A Formação Corpórea na Etnia Indígena Boe
Alice de Carvalho Lino Lecci
Universidade Federal de Mato Grosso
COMUNICAÇÃO
O rito funeral Boe constitui-se como uma experiência estética, na medida em que a sua realização compreende os cantos, entoados em língua originária (Boe Wadáru), cujas letras aludem à mitologia milenar do Boe Akaru, isto é, às práticas e aos saberes dos seus chefes ancestrais, passados de geração em geração. Esses cantos ainda são acompanhados de instrumentos musicais, como o tambor, maracas, instrumentos de sopro, além das danças, que se equiparam a um evento performático. Na vivência dos ritos, essas práticas artísticas aparecem intrínsecas à vida, sendo que a fruição das mesmas propicia a formação corpórea dessa etnia indígena, ou seja, possibilita o conhecimento acerca da sua identidade mediante determinada afetação sensorial e cognitiva. Dito isso, propõe-se discutir na comunicação a relevância da prática do rito funeral para a educação corpórea desses indígenas no tocante ao Boe Akaru.
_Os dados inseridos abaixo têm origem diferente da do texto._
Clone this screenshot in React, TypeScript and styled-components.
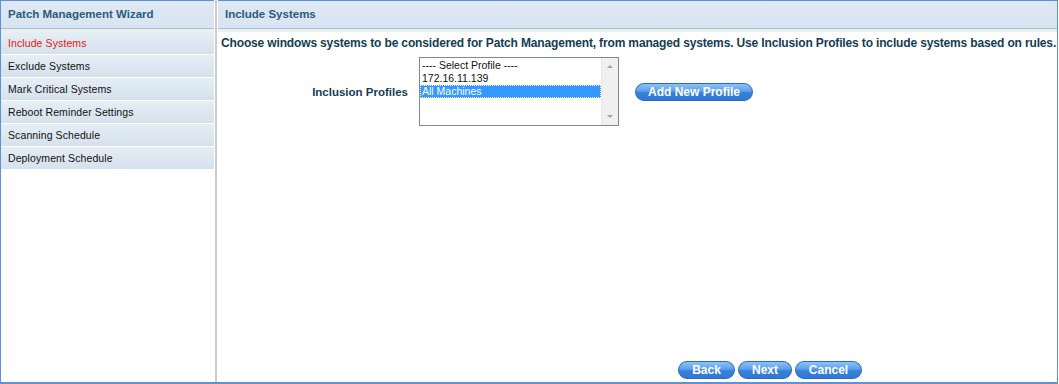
import styled, { createGlobalStyle } from 'styled-components';

const GlobalStyle = createGlobalStyle`
  html, body {
    margin: 0;
    padding: 0;
    background: #ffffff;
  }
  body {
    font-family: "Liberation Sans", Arial, sans-serif;
  }
`;

const steps = [
  'Include Systems',
  'Exclude Systems',
  'Mark Critical Systems',
  'Reboot Reminder Settings',
  'Scanning Schedule',
  'Deployment Schedule',
];

const profiles = ['---- Select Profile ----', '172.16.11.139', 'All Machines'];

export default function App() {
  return (
    <>
      <GlobalStyle />
      <Frame>
        <Sidebar>
          <PanelHeader>Patch Management Wizard</PanelHeader>
          <Band />
          <NavList>
            {steps.map((step) => (
              <NavItem key={step} $active={step === 'Include Systems'}>
                {step}
              </NavItem>
            ))}
          </NavList>
        </Sidebar>
        <Divider />
        <Main>
          <PanelHeader>Include Systems</PanelHeader>
          <Band />
          <Content>
            <Description>
              Choose windows systems to be considered for Patch Management, from managed systems. Use
              Inclusion Profiles to include systems based on rules.
            </Description>
            <FormRow>
              <Label>Inclusion Profiles</Label>
              <ListBox>
                <Options>
                  {profiles.map((p) => (
                    <Option key={p} $selected={p === 'All Machines'}>
                      {p}
                    </Option>
                  ))}
                </Options>
                <ScrollTrack>
                  <Arrow $dir="up" />
                  <Arrow $dir="down" />
                </ScrollTrack>
              </ListBox>
              <PillButton $width={118}>Add New Profile</PillButton>
            </FormRow>
          </Content>
          <Footer>
            <PillButton $width={57}>Back</PillButton>
            <PillButton $width={54}>Next</PillButton>
            <PillButton $width={67}>Cancel</PillButton>
          </Footer>
        </Main>
      </Frame>
    </>
  );
}

const Frame = styled.div`
  display: flex;
  width: 1058px;
  height: 384px;
  box-sizing: border-box;
  border-left: 1px solid #5b93d8;
  border-right: 1px solid #5b93d8;
  border-bottom: 2px solid #5b93d8;
`;

const Sidebar = styled.div`
  width: 213px;
  flex: none;
  display: flex;
  flex-direction: column;
`;

const Divider = styled.div`
  width: 2px;
  margin: 0 1px;
  flex: none;
  background: #cccccc;
`;

const Main = styled.div`
  flex: 1;
  display: flex;
  flex-direction: column;
  min-width: 0;
`;

const PanelHeader = styled.div`
  height: 27px;
  border-top: 1px solid #5b93d8;
  border-bottom: 1px solid #a3bfe2;
  background: linear-gradient(#dfe8f4, #d9e4f2);
  padding-left: 7px;
  font-size: 11.5px;
  font-weight: bold;
  line-height: 27px;
  color: #2c5a7a;
`;

const Band = styled.div`
  height: 3px;
  background: #efefe9;
`;

const NavList = styled.div`
  display: flex;
  flex-direction: column;
  gap: 1px;
`;

const NavItem = styled.div<{ $active?: boolean }>`
  height: 22px;
  line-height: 22px;
  padding-left: 7px;
  font-size: 10.5px;
  letter-spacing: 0.1px;
  background: linear-gradient(#e6eef5, #d4e1ec);
  color: ${(p) => (p.$active ? '#e8150f' : '#111111')};
`;

const Content = styled.div`
  padding: 4px 0 0 3px;
`;

const Description = styled.div`
  font-size: 12px;
  font-weight: bold;
  line-height: 14px;
  color: #123d55;
  white-space: nowrap;
  letter-spacing: -0.15px;
`;

const FormRow = styled.div`
  display: flex;
  align-items: center;
  margin-top: 7px;
`;

const Label = styled.div`
  width: 187px;
  text-align: right;
  font-size: 11.5px;
  font-weight: bold;
  color: #123d55;
  margin-right: 11px;
`;

const ListBox = styled.div`
  display: flex;
  width: 200px;
  height: 69px;
  box-sizing: border-box;
  border: 1px solid #828790;
  background: #ffffff;
  margin-right: 16px;
`;

const Options = styled.div`
  flex: 1;
  padding-top: 1px;
`;

const Option = styled.div<{ $selected?: boolean }>`
  height: 13px;
  line-height: 13px;
  padding-left: 2px;
  font-size: 10.5px;
  box-sizing: border-box;
  color: ${(p) => (p.$selected ? '#ffffff' : '#111111')};
  background: ${(p) => (p.$selected ? '#3399ff' : 'transparent')};
  outline: ${(p) => (p.$selected ? '1px dotted #ffffff' : 'none')};
  outline-offset: -1px;
`;

const ScrollTrack = styled.div`
  width: 17px;
  display: flex;
  flex-direction: column;
  justify-content: space-between;
  align-items: center;
  padding: 7px 0 7px;
  box-sizing: border-box;
  background: #f0f0f0;
  border-left: 1px solid #e6e6e6;
`;

const Arrow = styled.div<{ $dir: 'up' | 'down' }>`
  width: 0;
  height: 0;
  border-left: 3px solid transparent;
  border-right: 3px solid transparent;
  ${(p) =>
    p.$dir === 'up' ? 'border-bottom: 3px solid #a3a3a3;' : 'border-top: 3px solid #a3a3a3;'}
`;

const PillButton = styled.div<{ $width: number }>`
  width: ${(p) => p.$width}px;
  height: 18px;
  box-sizing: border-box;
  border: 1px solid #2b67bd;
  border-radius: 9px;
  background: linear-gradient(#8ec3f6 0%, #5a9fea 45%, #3781dc 55%, #2f78d6 100%);
  color: #ffffff;
  font-size: 12px;
  font-weight: bold;
  line-height: 16px;
  text-align: center;
  flex: none;
`;

const Footer = styled.div`
  display: flex;
  gap: 3px;
  margin-top: auto;
  padding-left: 460px;
  padding-bottom: 3px;
`;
Trata-se, deste modo, de entender, em alguma medida, como tais práticas artísticas trazem à tona e revitalizam a identidade desse grupo étnico, de modo a propiciar a compreensão que essa sociedade tem de si. Para tanto, lançamos mão dos argumentos de Félix Adugoenau, indígena Boe do clã Baádo Jebáge, metade exogâmica Ecerae, para a caracterização de seu grupo étnico. Ademais, a “identidade” da etnia indígena Boe será discutida também por meio dos aspectos históricos, linguísticos e psicológicos, conforme apresentados por Kabengele Munanga. E por fim, de forma breve, realiza-se um deslocamento de certos argumentos constitutivos do conceito ontológico de trabalho de Herbert Marcuse, referentes ao caráter da permanência e da continuidade, com o propósito de discutir a prática dessas “artes” rituais. Desde já, sustenta-se que essas podem ser compreendidas como uma busca contínua da realização da existência Boe, que gera algo permanente no seio da sociedade, para além da existência particular de seus indivíduos, ou seja, a sua identidade.
Este trabalho foi apresentado no 14º Congresso Internacional de Estética Brasil - Artes do Corpo, Corpos da Arte.